Any strategy is roughly 5% cerebral and 95% implementation. Get the first part wrong and you are either wasting money or finding yourself alone in the CEO's office with the clear understanding as to which drawer the revolver is sitting in.

So given such a high rate of failure, are there ways of avoiding being in that 70%?

There are certainly things you can do to increase your chances of success and, for what it is worth, here is a whirlwind tour of the less cluttered part of my mind and opining on this particular subject.

Data Governance

Data really is the blood of your company. Without quality data there is can be no quality information and hence decision making is likely to be based on questionable facts.

Governance of data i.e. actually having and enforcing an information policy will ensure your business keeps data accurately, secure, preserves meaning and has robust health. Fact based decision making seems preferable, and rather useful, than having to make assumptions, unless of course you are an economist, politician or like trying driving around cities using a map drawn on the back of a napkin.

Ownership

You need a god - or at the very least, a demigod with a lot of thunder bolts - to sponsor your BI strategy.

BI must be led by the business for the benefit of business. Simply leaving your BI strategy solely to IT is akin to asking them to push big rocks up a hill; you just know there is a broken toe or foot just around the corner.

It might be funny to watch but just think of the rise in your insurance premiums.

Align objectives

Goes without saying really, if BI isn't aligned to your overarching business objectives then failure is pretty much guaranteed.

This is another valid reason why BI must be business led.

Avoid conflict

Business groups have their own aspirations and generally try to steer things the way they want them. There are many reasons why they do this: ambitions of middle managers, job protection (well spreadsheets rule don't they?), a Freudian need to prove their naughty bits are bigger than. …..well you get the drift...

...the only solution to all this, is strong leadership

Powerful leaders are needed to cut across the schoolyard politics and keep the strategy aligned. Therefore, think of getting a leader who is an empowering despot, only without the desire to physically go out and shoot people.

Goal setting

Whilst business units take on an identity of their own, individuals can easily stray from the path of righteousness.

SMART goal setting has been debunked repeatedly (seriously, there is almost zero evidence this works with people who actually possess a brain) and yet we persist - love you really HR …honest. The pursuit of individual goals can run contrary to your plans.

Make individuals goals interdependent to develop a common purpose around your BI strategy. You will quickly identify those not playing nicely and correctional procedures using rats and glass tubes initiated….only kidding.

Skills

Hire a data modeller. Get someone who dreams about data, buys Data Analytics monthly and has pictures of Ted Codd, Chris Date and Ralph Kimball on their bedroom wall.

Don't skimp here because a well designed model is going to pay you back in spades.
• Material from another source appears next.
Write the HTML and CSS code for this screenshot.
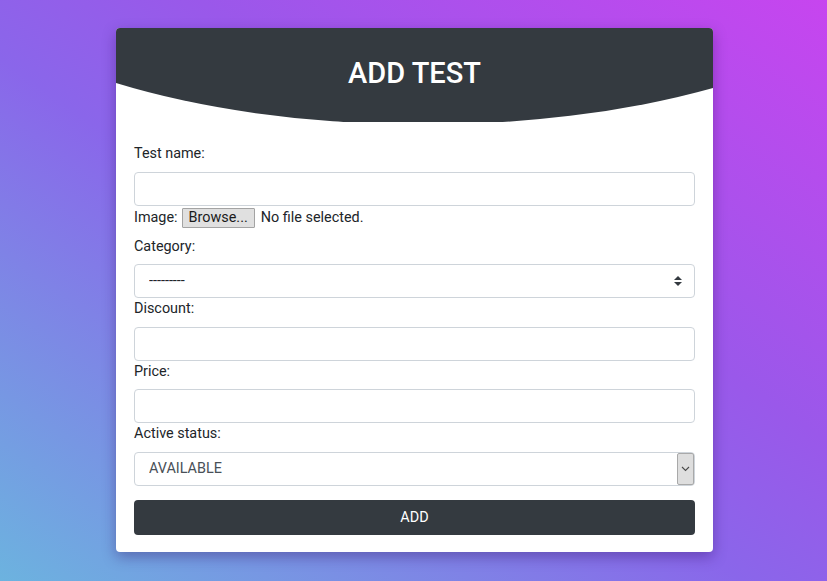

Good BI specialists will help your business to learn to self-serve and get the most out of their data.

The power of BI has never lain in producing nice dashboards and well-formatted reports, it has been the ability to ask the 'What' and 'Why' questions. Those questions are best asked directly against the data - or you can persist with more spreadsheets and reports than Millwall football club have supporters, your choice.

Technology

If you did the grey cerebral thingy right, then you know that you will need technology that will grow with your company. At the end of the day how quickly you can process data and serve it up to the business, will directly affect how useful your shiny new BI systems will be.

Ideally, you want to try to get all pertinent data in one place and yes that kind of means keeping it close to the business and not in an offshore account in the Cayman Islands. If it takes 28 hours to process information required by the board at the start of each day then quite simple, Houston we have a problem.

Technology is always advancing, do not be too distracted by shiny things, you can always add them on later.

Flexibility

Look at how other data sources can help improve the value of your data. A single tweet can, quite literally, change customer preferences in the blink of an electronic eye - think footballers woodenly telling the tribal amongst us how great the latest X-Box football game is -  gee better go buy that if ultra-rich footballers play it.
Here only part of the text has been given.